Stated goal:
Extract the full listing verbatim and drop any pictures from your copy.

╭──

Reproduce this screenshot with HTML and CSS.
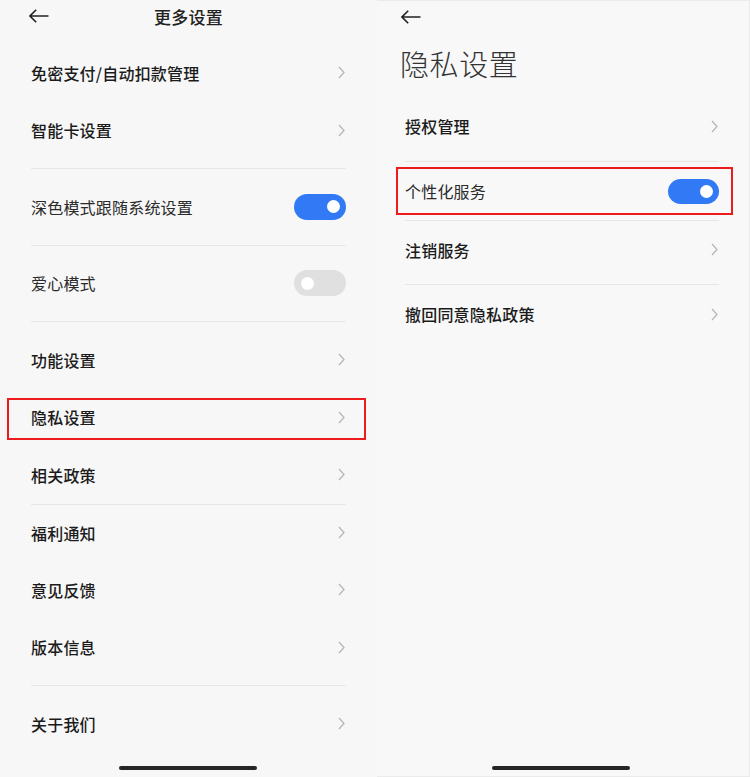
FILE: index.html
```html
<!DOCTYPE html>
<html lang="zh-CN">
<head>
<meta charset="utf-8">
<title>设置</title>
<link rel="stylesheet" href="styles.css">
</head>
<body>
<div class="page">
  <section class="screen screen-left">
    <header class="topbar">
      <svg class="back" width="20" height="14" viewBox="0 0 20 14"><path d="M1 7H19.5M7.2 0.8L1 7L7.2 13.2" fill="none" stroke="#222" stroke-width="1.6"/></svg>
      <h1 class="bar-title">更多设置</h1>
      <span></span>
    </header>
    <div class="list list-left">
      <div class="row"><span class="label">免密支付/自动扣款管理</span><svg class="chev" width="7" height="13" viewBox="0 0 7 13"><path d="M1 1L6 6.5L1 12" fill="none" stroke="#b4b4b4" stroke-width="1.2"/></svg></div>
      <div class="row"><span class="label">智能卡设置</span><svg class="chev" width="7" height="13" viewBox="0 0 7 13"><path d="M1 1L6 6.5L1 12" fill="none" stroke="#b4b4b4" stroke-width="1.2"/></svg></div>
      <div class="sep"></div>
      <div class="row"><span class="label light">深色模式跟随系统设置</span><span class="toggle on"></span></div>
      <div class="sep"></div>
      <div class="row"><span class="label light">爱心模式</span><span class="toggle off"></span></div>
      <div class="sep"></div>
      <div class="row"><span class="label">功能设置</span><svg class="chev" width="7" height="13" viewBox="0 0 7 13"><path d="M1 1L6 6.5L1 12" fill="none" stroke="#b4b4b4" stroke-width="1.2"/></svg></div>
      <div class="row marked marked-left"><span class="label">隐私设置</span><svg class="chev" width="7" height="13" viewBox="0 0 7 13"><path d="M1 1L6 6.5L1 12" fill="none" stroke="#b4b4b4" stroke-width="1.2"/></svg></div>
      <div class="row"><span class="label">相关政策</span><svg class="chev" width="7" height="13" viewBox="0 0 7 13"><path d="M1 1L6 6.5L1 12" fill="none" stroke="#b4b4b4" stroke-width="1.2"/></svg></div>
      <div class="row ruled"><span class="label">福利通知</span><svg class="chev" width="7" height="13" viewBox="0 0 7 13"><path d="M1 1L6 6.5L1 12" fill="none" stroke="#b4b4b4" stroke-width="1.2"/></svg></div>
      <div class="row"><span class="label">意见反馈</span><svg class="chev" width="7" height="13" viewBox="0 0 7 13"><path d="M1 1L6 6.5L1 12" fill="none" stroke="#b4b4b4" stroke-width="1.2"/></svg></div>
      <div class="row"><span class="label">版本信息</span><svg class="chev" width="7" height="13" viewBox="0 0 7 13"><path d="M1 1L6 6.5L1 12" fill="none" stroke="#b4b4b4" stroke-width="1.2"/></svg></div>
      <div class="sep"></div>
      <div class="row"><span class="label">关于我们</span><svg class="chev" width="7" height="13" viewBox="0 0 7 13"><path d="M1 1L6 6.5L1 12" fill="none" stroke="#b4b4b4" stroke-width="1.2"/></svg></div>
    </div>
    <div class="home"><span class="home-bar"></span></div>
  </section>

  <section class="screen screen-right">
    <header class="topbar topbar-right">
      <svg class="back" width="20" height="14" viewBox="0 0 20 14"><path d="M1 7H19.5M7.2 0.8L1 7L7.2 13.2" fill="none" stroke="#222" stroke-width="1.6"/></svg>
    </header>
    <h1 class="big-title">隐私设置</h1>
    <div class="list list-right">
      <div class="row"><span class="label">授权管理</span><svg class="chev" width="7" height="13" viewBox="0 0 7 13"><path d="M1 1L6 6.5L1 12" fill="none" stroke="#b4b4b4" stroke-width="1.2"/></svg></div>
      <div class="sep-small"></div>
      <div class="row marked marked-right"><span class="label light">个性化服务</span><span class="toggle on"></span></div>
      <div class="row ruled"><span class="label">注销服务</span><svg class="chev" width="7" height="13" viewBox="0 0 7 13"><path d="M1 1L6 6.5L1 12" fill="none" stroke="#b4b4b4" stroke-width="1.2"/></svg></div>
      <div class="sep-small"></div>
      <div class="row"><span class="label">撤回同意隐私政策</span><svg class="chev" width="7" height="13" viewBox="0 0 7 13"><path d="M1 1L6 6.5L1 12" fill="none" stroke="#b4b4b4" stroke-width="1.2"/></svg></div>
    </div>
    <div class="home home-right"><span class="home-bar"></span></div>
  </section>
</div>
</body>
</html>
```
FILE: styles.css
```css
* { box-sizing: border-box; }
html, body {
  margin: 0;
  padding: 0;
  background: #f7f7f7;
}
body {
  font-family: "Noto Sans CJK SC", "Noto Sans", sans-serif;
  color: #1b1b1b;
}
.page {
  display: flex;
  width: 750px;
  height: 777px;
  overflow: hidden;
}
.screen {
  display: flex;
  flex-direction: column;
  height: 777px;
  background: #f7f7f7;
}
.screen-left {
  width: 377px;
}
.screen-right {
  width: 373px;
  background: #f8f8f8;
  border-top: 1px solid #ebebeb;
  border-right: 1px solid #ebebeb;
  border-bottom: 1px solid #ebebeb;
}

/* header */
.topbar {
  height: 32px;
  display: grid;
  grid-template-columns: 1fr auto 1fr;
  align-items: center;
  padding: 0 29px;
}
.topbar-right {
  height: 31px;
  padding: 0 24px;
}
.back { display: block; }
.bar-title {
  margin: 0;
  font-size: 17px;
  font-weight: 500;
  color: #222;
  letter-spacing: 0.3px;
}
.big-title {
  margin: 0;
  height: 65px;
  display: flex;
  align-items: center;
  padding-left: 23px;
  padding-bottom: 3px;
  font-size: 29px;
  font-weight: 300;
  color: #333;
  letter-spacing: 0.6px;
}

/* lists */
.list {
  display: flex;
  flex-direction: column;
}
.list-left {
  padding: 12px 31px 0 31px;
}
.list-right {
  padding: 0 30px 0 28px;
}
.row {
  position: relative;
  height: 57.5px;
  display: flex;
  align-items: center;
  justify-content: space-between;
}
.list-right .row { height: 58px; }
.label {
  font-size: 16px;
  font-weight: 500;
  color: #1b1b1b;
  letter-spacing: 0.2px;
}
.label.light {
  font-weight: 400;
  color: #2a2a2a;
}
.chev {
  display: block;
  margin-right: 1px;
}
.sep {
  height: 19px;
  display: flex;
  align-items: center;
}
.sep::before {
  content: "";
  flex: 1;
  height: 1px;
  background: #e7e7e7;
}
.sep-small {
  height: 7px;
  display: flex;
  align-items: flex-end;
}
.sep-small::before {
  content: "";
  flex: 1;
  height: 1px;
  background: #e7e7e7;
}
.row.ruled {
  border-top: 1px solid #e7e7e7;
}

/* toggles */
.toggle {
  position: relative;
  width: 52px;
  height: 26px;
  border-radius: 13px;
  display: block;
}
.toggle::after {
  content: "";
  position: absolute;
  top: 6.5px;
  width: 13px;
  height: 13px;
  border-radius: 50%;
  background: #fff;
}
.toggle.on { background: #3279f5; }
.toggle.on::after { right: 6.5px; }
.toggle.off { background: #e0e0e0; }
.toggle.off::after { left: 6.5px; }
.list-right .toggle { width: 51px; height: 25px; }
.list-right .toggle::after { top: 6px; }

/* red annotation boxes */
.marked::after {
  content: "";
  position: absolute;
  border: 2px solid #ec1c1c;
  pointer-events: none;
}
.marked-left::after {
  top: 9px;
  bottom: 6px;
  left: -24px;
  right: -20px;
}
.marked-right::after {
  top: 5px;
  bottom: 5px;
  left: -9px;
  right: -14px;
}

/* home indicator */
.home {
  margin-top: auto;
  display: flex;
  justify-content: center;
  padding-bottom: 7px;
  padding-right: 1px;
}
.home-right {
  padding-bottom: 6px;
  padding-right: 5px;
}
.home-bar {
  width: 138px;
  height: 4px;
  border-radius: 2px;
  background: #262626;
}
```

╰──

Correct answer:
Reproduce this screenshot with HTML and CSS.
FILE: index.html
```html
<!DOCTYPE html>
<html lang="zh-CN">
<head>
<meta charset="utf-8">
<title>设置</title>
<link rel="stylesheet" href="styles.css">
</head>
<body>
<div class="page">
  <section class="screen screen-left">
    <header class="topbar">
      <svg class="back" width="20" height="14" viewBox="0 0 20 14"><path d="M1 7H19.5M7.2 0.8L1 7L7.2 13.2" fill="none" stroke="#222" stroke-width="1.6"/></svg>
      <h1 class="bar-title">更多设置</h1>
      <span></span>
    </header>
    <div class="list list-left">
      <div class="row"><span class="label">免密支付/自动扣款管理</span><svg class="chev" width="7" height="13" viewBox="0 0 7 13"><path d="M1 1L6 6.5L1 12" fill="none" stroke="#b4b4b4" stroke-width="1.2"/></svg></div>
      <div class="row"><span class="label">智能卡设置</span><svg class="chev" width="7" height="13" viewBox="0 0 7 13"><path d="M1 1L6 6.5L1 12" fill="none" stroke="#b4b4b4" stroke-width="1.2"/></svg></div>
      <div class="sep"></div>
      <div class="row"><span class="label light">深色模式跟随系统设置</span><span class="toggle on"></span></div>
      <div class="sep"></div>
      <div class="row"><span class="label light">爱心模式</span><span class="toggle off"></span></div>
      <div class="sep"></div>
      <div class="row"><span class="label">功能设置</span><svg class="chev" width="7" height="13" viewBox="0 0 7 13"><path d="M1 1L6 6.5L1 12" fill="none" stroke="#b4b4b4" stroke-width="1.2"/></svg></div>
      <div class="row marked marked-left"><span class="label">隐私设置</span><svg class="chev" width="7" height="13" viewBox="0 0 7 13"><path d="M1 1L6 6.5L1 12" fill="none" stroke="#b4b4b4" stroke-width="1.2"/></svg></div>
      <div class="row"><span class="label">相关政策</span><svg class="chev" width="7" height="13" viewBox="0 0 7 13"><path d="M1 1L6 6.5L1 12" fill="none" stroke="#b4b4b4" stroke-width="1.2"/></svg></div>
      <div class="row ruled"><span class="label">福利通知</span><svg class="chev" width="7" height="13" viewBox="0 0 7 13"><path d="M1 1L6 6.5L1 12" fill="none" stroke="#b4b4b4" stroke-width="1.2"/></svg></div>
      <div class="row"><span class="label">意见反馈</span><svg class="chev" width="7" height="13" viewBox="0 0 7 13"><path d="M1 1L6 6.5L1 12" fill="none" stroke="#b4b4b4" stroke-width="1.2"/></svg></div>
      <div class="row"><span class="label">版本信息</span><svg class="chev" width="7" height="13" viewBox="0 0 7 13"><path d="M1 1L6 6.5L1 12" fill="none" stroke="#b4b4b4" stroke-width="1.2"/></svg></div>
      <div class="sep"></div>
      <div class="row"><span class="label">关于我们</span><svg class="chev" width="7" height="13" viewBox="0 0 7 13"><path d="M1 1L6 6.5L1 12" fill="none" stroke="#b4b4b4" stroke-width="1.2"/></svg></div>
    </div>
    <div class="home"><span class="home-bar"></span></div>
  </section>

  <section class="screen screen-right">
    <header class="topbar topbar-right">
      <svg class="back" width="20" height="14" viewBox="0 0 20 14"><path d="M1 7H19.5M7.2 0.8L1 7L7.2 13.2" fill="none" stroke="#222" stroke-width="1.6"/></svg>
    </header>
    <h1 class="big-title">隐私设置</h1>
    <div class="list list-right">
      <div class="row"><span class="label">授权管理</span><svg class="chev" width="7" height="13" viewBox="0 0 7 13"><path d="M1 1L6 6.5L1 12" fill="none" stroke="#b4b4b4" stroke-width="1.2"/></svg></div>
      <div class="sep-small"></div>
      <div class="row marked marked-right"><span class="label light">个性化服务</span><span class="toggle on"></span></div>
      <div class="row ruled"><span class="label">注销服务</span><svg class="chev" width="7" height="13" viewBox="0 0 7 13"><path d="M1 1L6 6.5L1 12" fill="none" stroke="#b4b4b4" stroke-width="1.2"/></svg></div>
      <div class="sep-small"></div>
      <div class="row"><span class="label">撤回同意隐私政策</span><svg class="chev" width="7" height="13" viewBox="0 0 7 13"><path d="M1 1L6 6.5L1 12" fill="none" stroke="#b4b4b4" stroke-width="1.2"/></svg></div>
    </div>
    <div class="home home-right"><span class="home-bar"></span></div>
  </section>
</div>
</body>
</html>
```
FILE: styles.css
```css
* { box-sizing: border-box; }
html, body {
  margin: 0;
  padding: 0;
  background: #f7f7f7;
}
body {
  font-family: "Noto Sans CJK SC", "Noto Sans", sans-serif;
  color: #1b1b1b;
}
.page {
  display: flex;
  width: 750px;
  height: 777px;
  overflow: hidden;
}
.screen {
  display: flex;
  flex-direction: column;
  height: 777px;
  background: #f7f7f7;
}
.screen-left {
  width: 377px;
}
.screen-right {
  width: 373px;
  background: #f8f8f8;
  border-top: 1px solid #ebebeb;
  border-right: 1px solid #ebebeb;
  border-bottom: 1px solid #ebebeb;
}

/* header */
.topbar {
  height: 32px;
  display: grid;
  grid-template-columns: 1fr auto 1fr;
  align-items: center;
  padding: 0 29px;
}
.topbar-right {
  height: 31px;
  padding: 0 24px;
}
.back { display: block; }
.bar-title {
  margin: 0;
  font-size: 17px;
  font-weight: 500;
  color: #222;
  letter-spacing: 0.3px;
}
.big-title {
  margin: 0;
  height: 65px;
  display: flex;
  align-items: center;
  padding-left: 23px;
  padding-bottom: 3px;
  font-size: 29px;
  font-weight: 300;
  color: #333;
  letter-spacing: 0.6px;
}

/* lists */
.list {
  display: flex;
  flex-direction: column;
}
.list-left {
  padding: 12px 31px 0 31px;
}
.list-right {
  padding: 0 30px 0 28px;
}
.row {
  position: relative;
  height: 57.5px;
  display: flex;
  align-items: center;
  justify-content: space-between;
}
.list-right .row { height: 58px; }
.label {
  font-size: 16px;
  font-weight: 500;
  color: #1b1b1b;
  letter-spacing: 0.2px;
}
.label.light {
  font-weight: 400;
  color: #2a2a2a;
}
.chev {
  display: block;
  margin-right: 1px;
}
.sep {
  height: 19px;
  display: flex;
  align-items: center;
}
.sep::before {
  content: "";
  flex: 1;
  height: 1px;
  background: #e7e7e7;
}
.sep-small {
  height: 7px;
  display: flex;
  align-items: flex-end;
}
.sep-small::before {
  content: "";
  flex: 1;
  height: 1px;
  background: #e7e7e7;
}
.row.ruled {
  border-top: 1px solid #e7e7e7;
}

/* toggles */
.toggle {
  position: relative;
  width: 52px;
  height: 26px;
  border-radius: 13px;
  display: block;
}
.toggle::after {
  content: "";
  position: absolute;
  top: 6.5px;
  width: 13px;
  height: 13px;
  border-radius: 50%;
  background: #fff;
}
.toggle.on { background: #3279f5; }
.toggle.on::after { right: 6.5px; }
.toggle.off { background: #e0e0e0; }
.toggle.off::after { left: 6.5px; }
.list-right .toggle { width: 51px; height: 25px; }
.list-right .toggle::after { top: 6px; }

/* red annotation boxes */
.marked::after {
  content: "";
  position: absolute;
  border: 2px solid #ec1c1c;
  pointer-events: none;
}
.marked-left::after {
  top: 9px;
  bottom: 6px;
  left: -24px;
  right: -20px;
}
.marked-right::after {
  top: 5px;
  bottom: 5px;
  left: -9px;
  right: -14px;
}

/* home indicator */
.home {
  margin-top: auto;
  display: flex;
  justify-content: center;
  padding-bottom: 7px;
  padding-right: 1px;
}
.home-right {
  padding-bottom: 6px;
  padding-right: 5px;
}
.home-bar {
  width: 138px;
  height: 4px;
  border-radius: 2px;
  background: #262626;
}
```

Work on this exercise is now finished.